Hillary Clinton delivered a surprisingly populist victory speech on Tuesday night after winning the majority of the Democratic Party’s presidential nominating contests earlier in the day.
“Let there be no doubt,” the former secretary of state warned businesses, “if you cheat your employees, exploit consumers, pollute our environment or rip off the taxpayers, we’re going to hold you accountable.”
Only if companies do the “right thing,” she said, “if you invest in your workers and in America’s future,” will they have her support as president.
The anti-business rhetoric was unexpected from a candidate who is often seen, at least inside her own party, as too close to business. Her opponent, Bernie Sanders, a self-declared socialist whose sole goal in politics is to fight the money interests, is clearly forcing her to tack left.
Maybe Clinton thinks she can afford to, given that the Republican Party is in such a disarray this year that it cannot possibly defeat her in November.
If that’s the case, she should think twice.
Ups and downs
The logic may seem compelling and Clinton wouldn’t be the first politician to assume that the extremism of her opponents gives her ideological breathing space.

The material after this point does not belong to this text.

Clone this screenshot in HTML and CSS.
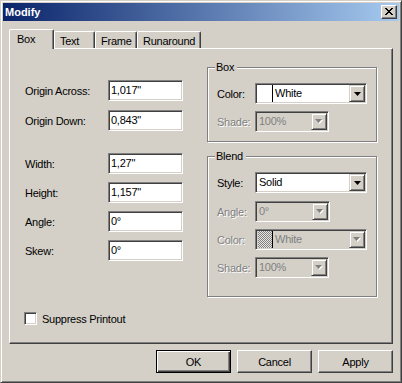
FILE: index.html
```html
<!DOCTYPE html>
<html lang="en">
<head>
    <meta charset="UTF-8">
    <title>Modify</title>
    <link rel="stylesheet" href="styles.css">
</head>
<body>
<div class="window">
    <div class="titlebar">
        <span class="title">Modify</span>
        <button class="close">
            <svg width="8" height="7" viewBox="0 0 8 7" shape-rendering="crispEdges">
                <path d="M0 0h2v1h-2z M6 0h2v1h-2z M1 1h2v1h-2z M5 1h2v1h-2z M2 2h4v1h-4z M3 3h2v1h-2z M2 4h4v1h-4z M1 5h2v1h-2z M5 5h2v1h-2z M0 6h2v1h-2z M6 6h2v1h-2z" fill="#000"/>
            </svg>
        </button>
    </div>

    <div class="client">
        <div class="tabs">
            <div class="tab active tab-box">Box</div>
            <div class="tab tab-text">Text</div>
            <div class="tab tab-frame">Frame</div>
            <div class="tab tab-run">Runaround</div>
        </div>

        <div class="panel">
            <div class="panel-top">
                <div class="fields">
                    <div class="block pos">
                        <div class="row"><label>Origin Across:</label><div class="edit">1,017"</div></div>
                        <div class="row"><label>Origin Down:</label><div class="edit">0,843"</div></div>
                    </div>
                    <div class="block size">
                        <div class="row"><label>Width:</label><div class="edit">1,27"</div></div>
                        <div class="row"><label>Height:</label><div class="edit">1,157"</div></div>
                        <div class="row"><label>Angle:</label><div class="edit">0°</div></div>
                        <div class="row"><label>Skew:</label><div class="edit">0°</div></div>
                    </div>
                </div>

                <div class="groups">
                    <div class="group group-box">
                        <span class="legend">Box</span>
                        <div class="row">
                            <label>Color:</label>
                            <div class="combo wide">
                                <span class="swatch"></span>
                                <span class="value">White</span>
                                <span class="drop"><svg width="7" height="4" viewBox="0 0 7 4"><polygon points="0,0 7,0 3.5,4" fill="#000"/></svg></span>
                            </div>
                        </div>
                        <div class="row">
                            <label class="off">Shade:</label>
                            <div class="combo short disabled">
                                <span class="value">100%</span>
                                <span class="drop"><svg width="8" height="5" viewBox="0 0 8 5"><polygon points="1,1 8,1 4.5,5" fill="#fff"/><polygon points="0,0 7,0 3.5,4" fill="#808080"/></svg></span>
                            </div>
                        </div>
                    </div>

                    <div class="group group-blend">
                        <span class="legend">Blend</span>
                        <div class="row">
                            <label>Style:</label>
                            <div class="combo wide">
                                <span class="value">Solid</span>
                                <span class="drop"><svg width="7" height="4" viewBox="0 0 7 4"><polygon points="0,0 7,0 3.5,4" fill="#000"/></svg></span>
                            </div>
                        </div>
                        <div class="row first">
                            <label class="off">Angle:</label>
                            <div class="combo angle disabled">
                                <span class="value">0°</span>
                                <span class="drop"><svg width="8" height="5" viewBox="0 0 8 5"><polygon points="1,1 8,1 4.5,5" fill="#fff"/><polygon points="0,0 7,0 3.5,4" fill="#808080"/></svg></span>
                            </div>
                        </div>
                        <div class="row">
                            <label class="off">Color:</label>
                            <div class="combo wide disabled">
                                <span class="swatch hatch"></span>
                                <span class="value">White</span>
                                <span class="drop"><svg width="8" height="5" viewBox="0 0 8 5"><polygon points="1,1 8,1 4.5,5" fill="#fff"/><polygon points="0,0 7,0 3.5,4" fill="#808080"/></svg></span>
                            </div>
                        </div>
                        <div class="row">
                            <label class="off">Shade:</label>
                            <div class="combo short disabled">
                                <span class="value">100%</span>
                                <span class="drop"><svg width="8" height="5" viewBox="0 0 8 5"><polygon points="1,1 8,1 4.5,5" fill="#fff"/><polygon points="0,0 7,0 3.5,4" fill="#808080"/></svg></span>
                            </div>
                        </div>
                    </div>
                </div>
            </div>

            <div class="check">
                <span class="checkbox"></span>
                <span>Suppress Printout</span>
            </div>
        </div>

        <div class="buttons">
            <button class="btn default">OK</button>
            <button class="btn">Cancel</button>
            <button class="btn">Apply</button>
        </div>
    </div>
</div>
</body>
</html>
```

FILE: styles.css
```css
body {
    margin: 0;
    background: #d4d0c8;
    font-family: "Liberation Sans", Arial, sans-serif;
    font-size: 11px;
    letter-spacing: -0.25px;
    color: #000;
}

/* window frame */
.window {
    width: 402px;
    height: 383px;
    box-sizing: border-box;
    border: 1px solid;
    border-color: #d4d0c8 #404040 #404040 #d4d0c8;
    box-shadow: inset 1px 1px #fff, inset -1px -1px #808080;
    padding: 2px;
    background: #d4d0c8;
    display: flex;
    flex-direction: column;
}
.titlebar {
    height: 18px;
    flex: none;
    display: flex;
    align-items: center;
    justify-content: space-between;
    padding: 0 2px;
    background: linear-gradient(to right, #0a246a, #a6caf0);
}
.title {
    color: #fff;
    font-weight: bold;
    font-size: 11px;
    letter-spacing: 0;
}
.close {
    width: 16px;
    height: 14px;
    box-sizing: border-box;
    padding: 0 1px 1px 0;
    border: 1px solid;
    border-color: #fff #404040 #404040 #fff;
    box-shadow: inset -1px -1px #808080;
    background: #d4d0c8;
    display: flex;
    align-items: center;
    justify-content: center;
}
.close svg { display: block; }

.client {
    flex: 1;
    padding: 8px 6px 0;
    display: flex;
    flex-direction: column;
}

/* tabs */
.tabs {
    display: flex;
    align-items: flex-end;
    height: 20px;
    margin-bottom: -1px;
    position: relative;
    z-index: 1;
}
.tab {
    box-sizing: border-box;
    height: 17px;
    margin-bottom: 1px;
    padding: 3px 0 0 5px;
    border: 1px solid #fff;
    border-bottom: none;
    border-right-color: #404040;
    box-shadow: inset -1px 0 #808080;
    border-radius: 2px 2px 0 0;
    line-height: 13px;
    background: #d4d0c8;
}
.tab.active {
    height: 20px;
    margin-bottom: 0;
    padding-left: 7px;
}
.tab-box { width: 45px; }
.tab-text { width: 41px; }
.tab-frame { width: 42px; }
.tab-run { width: 64px; }

.panel {
    box-sizing: border-box;
    height: 296px;
    border: 1px solid;
    border-color: #fff #404040 #404040 #fff;
    box-shadow: inset -1px -1px #808080;
    display: flex;
    flex-direction: column;
}
.panel-top { display: flex; }

/* left fields */
.fields {
    padding: 31px 0 0 15px;
}
.row {
    display: flex;
    align-items: center;
}
.fields label { width: 83px; }
.pos .row + .row { margin-top: 9px; }
.size { margin-top: 22px; }
.size .row + .row { margin-top: 8px; }

.edit {
    width: 75px;
    height: 21px;
    box-sizing: border-box;
    border: 1px solid;
    border-color: #808080 #fff #fff #808080;
    box-shadow: inset 1px 1px #404040, inset -1px -1px #d4d0c8;
    background: #fff;
    padding: 0 2px;
    line-height: 18px;
}

/* group boxes */
.groups {
    margin-left: 24px;
    padding-top: 18px;
}
.group {
    position: relative;
    width: 170px;
    box-sizing: border-box;
    border: 1px solid #808080;
    box-shadow: inset 1px 1px #fff, 1px 1px #fff;
    padding: 15px 0 0 9px;
}
.group-box { height: 75px; }
.group-blend { height: 141px; margin-top: 14px; }
.legend {
    position: absolute;
    top: -7px;
    left: 7px;
    padding: 0 3px 0 1px;
    background: #d4d0c8;
    line-height: 13px;
}
.group label { width: 38px; }
.group .row + .row { margin-top: 7px; }
.group .row.first { margin-top: 8px; }
.off {
    color: #808080;
    text-shadow: 1px 1px #fff;
}

/* combo boxes */
.combo {
    display: flex;
    align-items: center;
    height: 21px;
    box-sizing: border-box;
    border: 1px solid;
    border-color: #808080 #fff #fff #808080;
    box-shadow: inset 1px 1px #404040, inset -1px -1px #d4d0c8;
    background: #fff;
    padding: 1px;
}
.combo.wide { width: 112px; }
.combo.short { width: 74px; }
.combo.angle { width: 75px; }
.combo.disabled { background: #d4d0c8; color: #808080; }
.combo .value {
    flex: 1;
    padding-left: 2px;
    line-height: 17px;
}
.swatch {
    width: 16px;
    height: 17px;
    box-sizing: border-box;
    border-right: 1px solid #000;
    background: #fff;
}
.swatch.hatch {
    border-left: 1px solid #d4d0c8;
    background: repeating-conic-gradient(#808080 0 25%, #e8e6e2 0 50%) 0 0 / 2px 2px;
}
.drop {
    width: 16px;
    height: 17px;
    box-sizing: border-box;
    border: 1px solid;
    border-color: #d4d0c8 #404040 #404040 #d4d0c8;
    box-shadow: inset 1px 1px #fff, inset -1px -1px #808080;
    background: #d4d0c8;
    display: flex;
    align-items: center;
    justify-content: center;
}
.drop svg { display: block; }

/* checkbox */
.check {
    display: flex;
    align-items: center;
    margin: 15px 0 0 14px;
}
.checkbox {
    width: 13px;
    height: 13px;
    box-sizing: border-box;
    border: 1px solid;
    border-color: #808080 #fff #fff #808080;
    box-shadow: inset 1px 1px #404040, inset -1px -1px #d4d0c8;
    background: #fff;
    margin-right: 5px;
}

/* buttons */
.buttons {
    display: flex;
    justify-content: flex-end;
    gap: 6px;
    margin-top: 6px;
}
.btn {
    width: 75px;
    height: 23px;
    box-sizing: border-box;
    border: 1px solid;
    border-color: #fff #404040 #404040 #fff;
    box-shadow: inset -1px -1px #808080;
    background: #d4d0c8;
    font-family: inherit;
    font-size: 11px;
    letter-spacing: inherit;
    color: #000;
    padding: 0;
}
.btn.default {
    border-color: #000;
    box-shadow: inset 1px 1px #fff, inset -1px -1px #404040, inset -2px -2px #808080;
}
```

Some Conservatives in the United Kingdom, for example, are similarly calling on Prime Minister David Cameron and his deputy, George Osborne, to pursue a less compromising right-wing policy now that Labour has wandered off into the electoral wilderness.
But at some point Britain’s Labour Party will come to its senses and find its way back to the middle. Probably with a lot of hoopla and when the other party has grown stale in power. It’s what it did under Tony Blair.
Clinton ought to remember. It was her husband, Bill, after all who pulled off a similar stunt in the United States around the same time. He made the Democrats electable again by moving them to the center.
At some point, Republicans will recognize they need to do something similar. Not this year. Perhaps not even in four years. But a political party is only satisfied staying out of power for so long.
When Republicans finally remember that elections are won in the center and reinvent themselves accordingly, it will be much easier for them to win again if the Democrats have indulged their left-wing passions.
Clinton should look beyond this election and the next. For the sake of the Democratic Party’s long-term prospects, she must avoid the temptation of veering too far to the left.